Similarly, art class is about expressing ourselves - here are some tools, a general direction or prompt, and then students are set loose. We might share other artists' “solutions” or answers to that prompt, but we're not, like, trying to tell the students they are wrong and Jackson Pollock is right. We're just offering inspiration, and - again - welcoming them to the great human activity that is, in general, making art. Lockhart sees math in the same way. Like, the EXACT same way. He thinks it's just as absurd to memorize rules or get fussy over naming (rhombus, indeed!!!) as it would be to have art students memorize brush stroke patterns or get fussy over paintbrush types.
When I have had peak math moments - I remember a Calc I take-home final in college? - it feels like a game and, indeed, an act of creativity. A puzzle, but more open-ended. Of course, that was a blip in my life. The rest of the time, I just felt bad that I couldn't understand how to do a proof.
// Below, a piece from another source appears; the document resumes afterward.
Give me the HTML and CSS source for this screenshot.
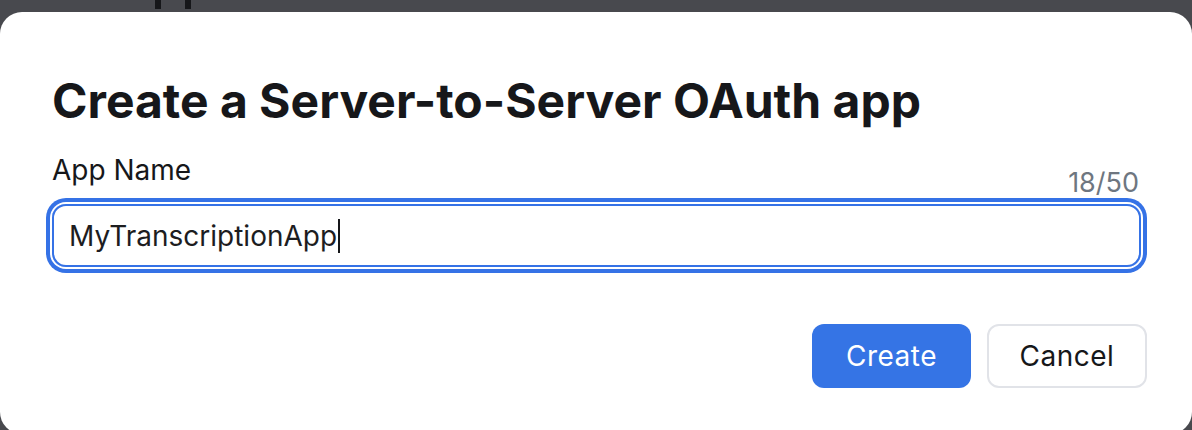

Anyway. I really loved this. Because it's like shockingly, clarifyingly TRUE. Like, he notes how most school math is almost COMPLETELY, ENTIRELY lost in adult minds - thus showing how both completely and utterly pointless a lot of it is, and how it ALSO misses the whole point. Two kinda distinct, related things. Like, not every adult is a great artist. But probably every adult understands what art IS (we can leave the caveat here about modern art and the whole “I could do that” bullshit critique - but that is for another review). But, Lockhart argues, we have many many many adults out there who have e.g. not only forgotten the quadratic formula (I know I have) but also entirely missed the point of WHY we were studying the quadratic formula in the first place (I definitely don't know why we learned it).
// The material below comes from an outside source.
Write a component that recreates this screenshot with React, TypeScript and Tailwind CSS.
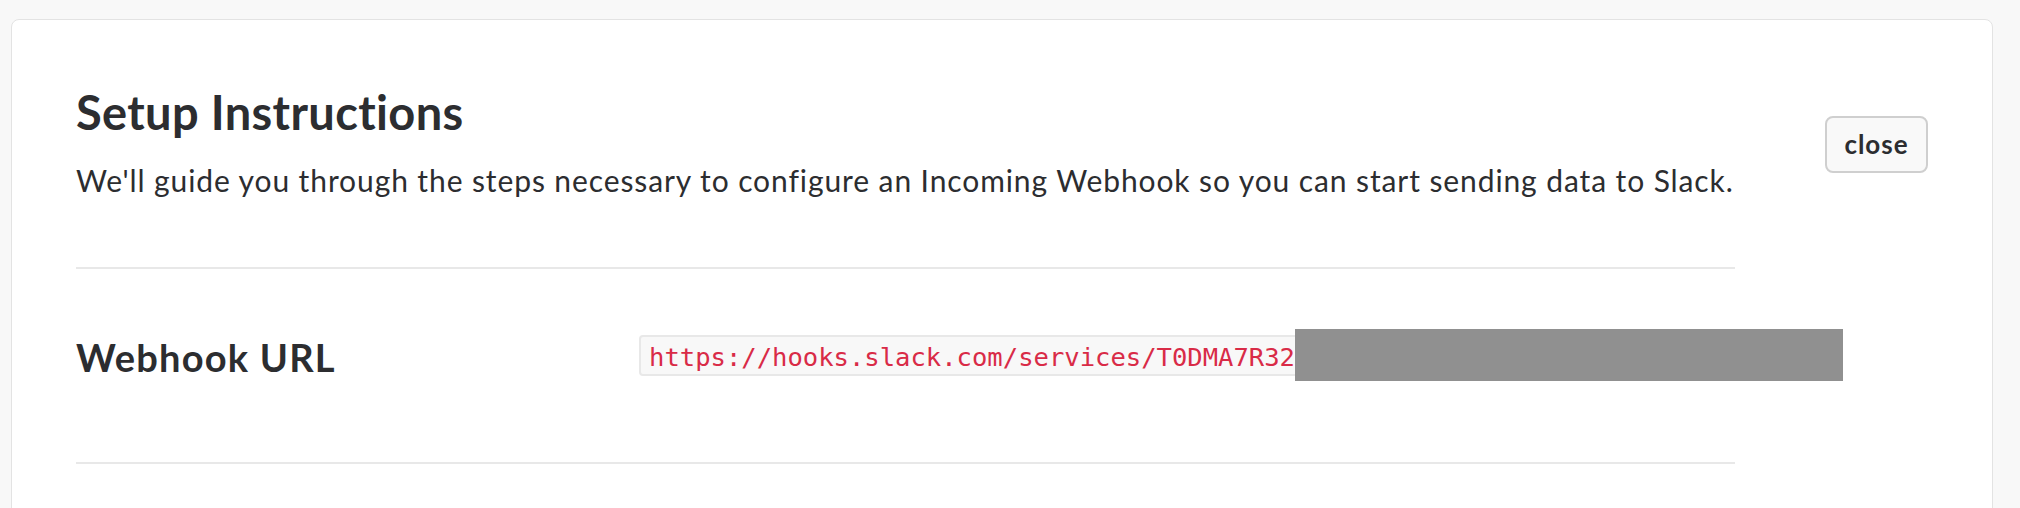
import React from "react";

const WEBHOOK_URL = "https://hooks.slack.com/services/T0DMA7R32";

function Divider() {
	return <div className="h-[2px] w-[1659px] bg-[#e8e8e8]" />;
}

function SetupHeader() {
	return (
		<div className="flex items-start justify-between">
			<div>
				<h2 className="text-[47px] leading-[1.2] font-bold tracking-[0.35px] text-[#2c2d30]">
					Setup Instructions
				</h2>
				<p className="mt-[22px] text-[30px] leading-[1.2] tracking-[0.9px] text-[#2c2d30] whitespace-nowrap">
					We'll guide you through the steps necessary to configure an Incoming
					Webhook so you can start sending data to Slack.
				</p>
			</div>
			<button
				type="button"
				className="mt-[32px] h-[57px] w-[103px] rounded-[8px] border-2 border-[#cfcfcf] bg-[#f9f9f9] text-[26px] font-bold tracking-[1px] text-[#2c2d30]"
			>
				close
			</button>
		</div>
	);
}

function WebhookRow() {
	return (
		<div className="flex items-start pt-[66px] pb-[81px]">
			<div className="w-[563px] shrink-0 text-[38px] leading-[1.2] font-bold tracking-[1.2px] text-[#2c2d30]">
				Webhook URL
			</div>
			<div className="relative">
				<code
					className="block w-[1150px] rounded-[4px] border-2 border-[#e8e8e8] bg-[#f8f8f8] pl-[8px] pt-[5px] pb-[1px] text-[25.55px] leading-[31px] text-[#d92b47] whitespace-nowrap"
					style={{ fontFamily: '"DejaVu Sans Mono", monospace' }}
				>
					{WEBHOOK_URL}/B0000000/XXXXXXXXXXXXXXXXXXXXXXXX
				</code>
				{/* redacted token */}
				<div className="absolute left-[656px] -top-[6px] h-[52px] w-[548px] bg-[#909090]" />
			</div>
		</div>
	);
}

export default function App() {
	return (
		<div
			className="min-h-screen bg-[#f8f8f8] pt-[19px] pl-[11px] pr-[27px]"
			style={{ fontFamily: 'Lato, "Liberation Sans", sans-serif' }}
		>
			<div className="min-h-[600px] rounded-[8px] border border-[#e3e3e3] bg-white px-16 pt-16">
				<SetupHeader />
				<div className="mt-[69px]">
					<Divider />
				</div>
				<WebhookRow />
				<Divider />
			</div>
		</div>
	);
}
Going back to getting kids excited about math, I was reading through various cri de ceours by math teacher dads/moms with blogs talking about “math games” and “math books”. And these games and books were all about, basically: patterns. Symmetry. Bigness and smallness. Measurement. Like... THAT is the point of math. It's a creative, open-ended endeavor, like painting! There are many ways to paint the same tree. There are many ways to write the same Python program. There are many ways to math!! I remember when I told my co-parent this - “let's teach our kids to love math” - they were like, well, first we gotta them get to learn numbers. As Lockhart would say, AAAAAH. No!! Math is not about some Hindu-Arabic symbols!!!!
Anyway, v v v good. I loved it so much. It kinda reminded me of Rabbi Abraham Heschel's The Sabbath. Like, mind-expanding AND heart-expanding.
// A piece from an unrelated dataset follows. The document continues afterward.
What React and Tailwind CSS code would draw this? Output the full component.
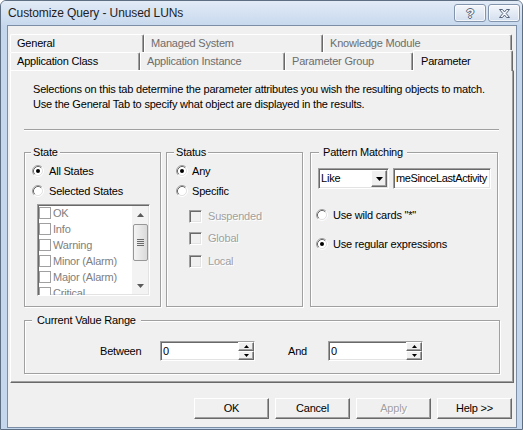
const SUNKEN =
  "border border-t-[#a0a0a0] border-l-[#a0a0a0] border-b-white border-r-white shadow-[inset_1px_1px_0_#696969,inset_-1px_-1px_0_#e3e3e3]";
const RAISED =
  "border border-t-white border-l-white border-b-[#696969] border-r-[#696969] shadow-[inset_-1px_-1px_0_#a0a0a0]";
const DISABLED = "text-[#a0a0a0] [text-shadow:1px_1px_0_#fff]";
const FIELDSET =
  "m-0 p-0 border border-[#a0a0a0] shadow-[inset_1px_1px_0_#fff,1px_1px_0_#fff]";
const LEGEND = "px-[2px] leading-[13px] bg-[#f0f0f0]";

const BACK_TABS = [
  { label: "General", w: "w-[134px]", on: true },
  { label: "Managed System", w: "w-[179px]" },
  { label: "Knowledge Module", w: "w-[189px]" },
];

const FRONT_TABS = [
  { label: "Application Class", w: "w-[130px]", on: true },
  { label: "Application Instance", w: "w-[145px]" },
  { label: "Parameter Group", w: "w-[128px]" },
];

const STATES = ["OK", "Info", "Warning", "Minor (Alarm)", "Major (Alarm)", "Critical"];

function Radio({ checked }) {
  return (
    <svg width="12" height="12" viewBox="0 0 12 12" className="shrink-0">
      <circle cx="6" cy="6" r="4.2" fill="#fff" />
      <path d="M2.11 9.89A5.5 5.5 0 0 1 9.89 2.11" fill="none" stroke="#a0a0a0" />
      <path d="M9.89 2.11A5.5 5.5 0 0 1 2.11 9.89" fill="none" stroke="#fff" />
      <path d="M2.82 9.18A4.5 4.5 0 0 1 9.18 2.82" fill="none" stroke="#696969" />
      <path d="M9.18 2.82A4.5 4.5 0 0 1 2.82 9.18" fill="none" stroke="#e3e3e3" />
      {checked && <circle cx="6" cy="6" r="2" fill="#000" />}
    </svg>
  );
}

function Arrow({ down, color = "#000", w = 7, h = 4 }) {
  return (
    <svg width={w} height={h} viewBox={`0 0 ${w} ${h}`} className="block">
      <path
        d={down ? `M0 0H${w}L${w / 2} ${h}Z` : `M0 ${h}H${w}L${w / 2} 0Z`}
        fill={color}
      />
    </svg>
  );
}

function Tab({ label, w, on }) {
  return (
    <div
      className={`${w} h-[18px] shrink-0 border border-b-0 border-t-white border-l-white border-r-[#696969] rounded-t-[2px] shadow-[inset_-1px_0_0_#a0a0a0] pl-[6px] flex items-center whitespace-nowrap ${
        on ? "text-black" : "text-[#6d6d6d]"
      }`}
    >
      {label}
    </div>
  );
}

function Spin() {
  return (
    <div className={`w-[95px] h-[20px] bg-white ${SUNKEN} flex`}>
      <span className="flex-1 pl-[2px] leading-[18px]">0</span>
      <div className="w-[16px] flex flex-col">
        <div className={`h-[9px] bg-[#f0f0f0] ${RAISED} flex items-center justify-center`}>
          <Arrow w={5} h={3} />
        </div>
        <div className={`h-[9px] bg-[#f0f0f0] ${RAISED} flex items-center justify-center`}>
          <Arrow down w={5} h={3} />
        </div>
      </div>
    </div>
  );
}

function Button({ children, disabled }) {
  return (
    <div
      className={`w-[75px] h-[21px] bg-[#f0f0f0] border border-t-white border-l-white border-b-[#696969] border-r-[#696969] shadow-[inset_-1px_-1px_0_#a0a0a0] flex items-center justify-center ${
        disabled ? DISABLED : ""
      }`}
    >
      {children}
    </div>
  );
}

function TitleButton({ children }) {
  return (
    <div className="w-[32px] h-[18px] rounded-[3px] border border-[#8395ad] bg-linear-to-b from-[#f4f7fb] to-[#d3dfee] shadow-[inset_0_0_0_1px_rgba(255,255,255,0.7)] flex items-center justify-center">
      {children}
    </div>
  );
}

export default function App() {
  return (
    <div className="w-[523px] h-[430px] font-['Liberation_Sans',Arial,sans-serif] text-[11px] tracking-[-0.2px] text-black bg-[#c5d7ed] border border-[#5f6f83] rounded-t-[6px] flex flex-col overflow-hidden select-none">
      {/* title bar */}
      <div className="h-[24px] shrink-0 flex items-start pl-[7px] pr-[2px] bg-linear-to-b from-[#e2ebf6] to-[#c8d9ee]">
        <span className="mt-[5px] text-[12px] tracking-[-0.1px] leading-[15px] text-[#1e1e1e]">
          Customize Query - Unused LUNs
        </span>
        <div className="ml-auto mt-[3px] flex gap-[2px]">
          <TitleButton>
            <span className="text-[13px] font-bold leading-none text-[#f4f7fb] [text-shadow:1px_0_#56657a,-1px_0_#56657a,0_1px_#56657a,0_-1px_#56657a]">
              ?
            </span>
          </TitleButton>
          <TitleButton>
            <svg width="13" height="11" viewBox="0 0 13 11">
              <path
                d="M1.5 1.5H4.5L6.5 4L8.5 1.5H11.5L8.2 5.5L11.5 9.5H8.5L6.5 7L4.5 9.5H1.5L4.8 5.5Z"
                fill="#f4f7fb"
                stroke="#56657a"
                strokeLinejoin="round"
              />
            </svg>
          </TitleButton>
        </div>
      </div>

      {/* client area */}
      <div className="ml-[6px] w-[510px] h-[403px] border border-[#7b8ea5] bg-[#f0f0f0] px-[2px] pt-[8px] flex flex-col">
        <div className="flex">
          {BACK_TABS.map((t) => (
            <Tab key={t.label} {...t} />
          ))}
        </div>
        <div className="flex items-start h-[18px]">
          {FRONT_TABS.map((t) => (
            <Tab key={t.label} {...t} />
          ))}
          <div className="relative z-10 w-[100px] h-[21px] -mt-[2px] shrink-0 border border-b-0 border-t-white border-l-white border-r-[#696969] rounded-t-[2px] shadow-[inset_-1px_0_0_#a0a0a0] bg-[#f0f0f0] pl-[7px] flex items-center">
            Parameter
          </div>
        </div>

        {/* tab page */}
        <div className="w-[504px] h-[313px] shrink-0 border border-t-white border-l-white border-b-[#696969] border-r-[#696969] shadow-[inset_-1px_-1px_0_#a0a0a0] flex flex-col">
          <div className="pl-[22px] pt-[11px] leading-[15px] whitespace-nowrap">
            <p>Selections on this tab determine the parameter attributes you wish the resulting objects to match.</p>
            <p>Use the General Tab to specify what object are displayed in the results.</p>
          </div>
          <div className="mt-[17px] ml-[13px] w-[475px] h-[2px] border-t border-t-[#a0a0a0] border-b border-b-white" />

          <div className="mt-[15px] ml-[13px] flex">
            {/* State */}
            <fieldset className={`${FIELDSET} w-[137px] h-[161px]`}>
              <legend className={`${LEGEND} ml-[6px]`}>State</legend>
              <div className="pl-[7px] pt-[4px]">
                <div className="h-[16px] flex items-center gap-[5px]">
                  <Radio checked />
                  All States
                </div>
                <div className="mt-[4px] h-[16px] flex items-center gap-[5px]">
                  <Radio />
                  Selected States
                </div>
                <div className={`mt-[5px] ml-[5px] w-[113px] h-[92px] bg-white ${SUNKEN} flex overflow-hidden`}>
                  <div className="flex-1 pl-[1px] text-[#808080] overflow-hidden">
                    {STATES.map((s) => (
                      <div key={s} className="h-[16px] flex items-center gap-[2px] whitespace-nowrap">
                        <span className="w-[12px] h-[12px] shrink-0 border border-[#a0a0a0] bg-white" />
                        {s}
                      </div>
                    ))}
                  </div>
                  <div className="w-[16px] mr-[1px] my-[1px] bg-[#f3f3f3] flex flex-col items-center">
                    <div className="h-[18px] flex items-center">
                      <Arrow color="#5a5a5a" />
                    </div>
                    <div className="w-[15px] h-[37px] rounded-[2px] border border-[#979797] bg-linear-to-r from-[#f4f4f4] to-[#dadada] flex flex-col items-center justify-center gap-[1px]">
                      <span className="w-[7px] h-[1px] bg-[#6a6a6a]" />
                      <span className="w-[7px] h-[1px] bg-[#6a6a6a]" />
                      <span className="w-[7px] h-[1px] bg-[#6a6a6a]" />
                      <span className="w-[7px] h-[1px] bg-[#6a6a6a]" />
                    </div>
                    <div className="mt-auto h-[16px] flex items-center">
                      <Arrow down color="#5a5a5a" />
                    </div>
                  </div>
                </div>
              </div>
            </fieldset>

            {/* Status */}
            <fieldset className={`${FIELDSET} ml-[5px] w-[137px] h-[161px]`}>
              <legend className={`${LEGEND} ml-[7px]`}>Status</legend>
              <div className="pl-[9px] pt-[4px]">
                <div className="h-[16px] flex items-center gap-[4px]">
                  <Radio checked />
                  Any
                </div>
                <div className="mt-[4px] h-[16px] flex items-center gap-[4px]">
                  <Radio />
                  Specific
                </div>
                {["Suspended", "Global", "Local"].map((s, i) => (
                  <div
                    key={s}
                    className={`${i === 0 ? "mt-[11px]" : i === 1 ? "mt-[9px]" : "mt-[10px]"} ml-[13px] h-[13px] flex items-center gap-[6px] ${DISABLED}`}
                  >
                    <span className={`w-[13px] h-[13px] shrink-0 bg-[#f0f0f0] ${SUNKEN}`} />
                    {s}
                  </div>
                ))}
              </div>
            </fieldset>

            {/* Pattern Matching */}
            <fieldset className={`${FIELDSET} ml-[7px] w-[188px] h-[161px]`}>
              <legend className={`${LEGEND} ml-[8px] px-[4px]`}>Pattern Matching</legend>
              <div className="pl-[5px]">
                <div className="mt-[9px] ml-[2px] flex gap-[4px]">
                  <div className={`w-[71px] h-[21px] bg-white ${SUNKEN} flex p-[1px]`}>
                    <span className="flex-1 pl-[1px] flex items-center">Like</span>
                    <div className={`w-[16px] bg-[#f0f0f0] ${RAISED} flex items-center justify-center`}>
                      <Arrow down />
                    </div>
                  </div>
                  <div className={`w-[98px] h-[21px] bg-white ${SUNKEN} pl-[2px] flex items-center overflow-hidden whitespace-nowrap tracking-[-0.4px]`}>
                    meSinceLastActivity
                  </div>
                </div>
                <div className="mt-[18px] h-[16px] flex items-center gap-[5px]">
                  <Radio />
                  Use wild cards "*"
                </div>
                <div className="mt-[13px] h-[16px] flex items-center gap-[5px]">
                  <Radio checked />
                  Use regular expressions
                </div>
              </div>
            </fieldset>
          </div>

          {/* Current Value Range */}
          <fieldset className={`${FIELDSET} mt-[7px] ml-[13px] w-[476px] h-[60px]`}>
            <legend className={`${LEGEND} ml-[7px] px-[5px]`}>Current Value Range</legend>
            <div className="mt-[14px] pl-[75px] h-[20px] flex items-center">
              <span className="w-[60px]">Between</span>
              <Spin />
              <span className="ml-[33px] w-[40px]">And</span>
              <Spin />
            </div>
          </fieldset>
        </div>

        {/* dialog buttons */}
        <div className="mt-[15px] pr-[2px] flex justify-end gap-[6px]">
          <Button>OK</Button>
          <Button>Cancel</Button>
          <Button disabled>Apply</Button>
          <Button>Help &gt;&gt;</Button>
        </div>
      </div>
    </div>
  );
}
"If you want to build a boat, don't order people to gather wood and assign tasks and work, but instead teach people to long for the boundless immensity of the sea."
A Mathematician's Lament is more of an extended essay than a book - one man's problems with mathematics education without a viable solution. While I agree with him that the current state of mathematic in schools and unis is a travesty, the kind of “solution” he's recommending is not the real solution. We all know what most of us thought about the math (and many other fields) in ES and HS, and leaving it all to the student is not an excellent solution.
“Mathematics is the art of explanation. If you deny students the opportunity to engage in this activity - to pose their own problems, to make their own conjectures and discoveries, to be wrong, to be creatively frustrated, to have an inspiration, and to cobble together their own explanations and proofs - you deny them mathematics itself.”
This is a great essay/book. Says everything I've ever felt about mathematics in schools.
Every parent, teacher, student should read this one.
There are points where I have some disagreements but nevertheless those are with the processes not the concepts.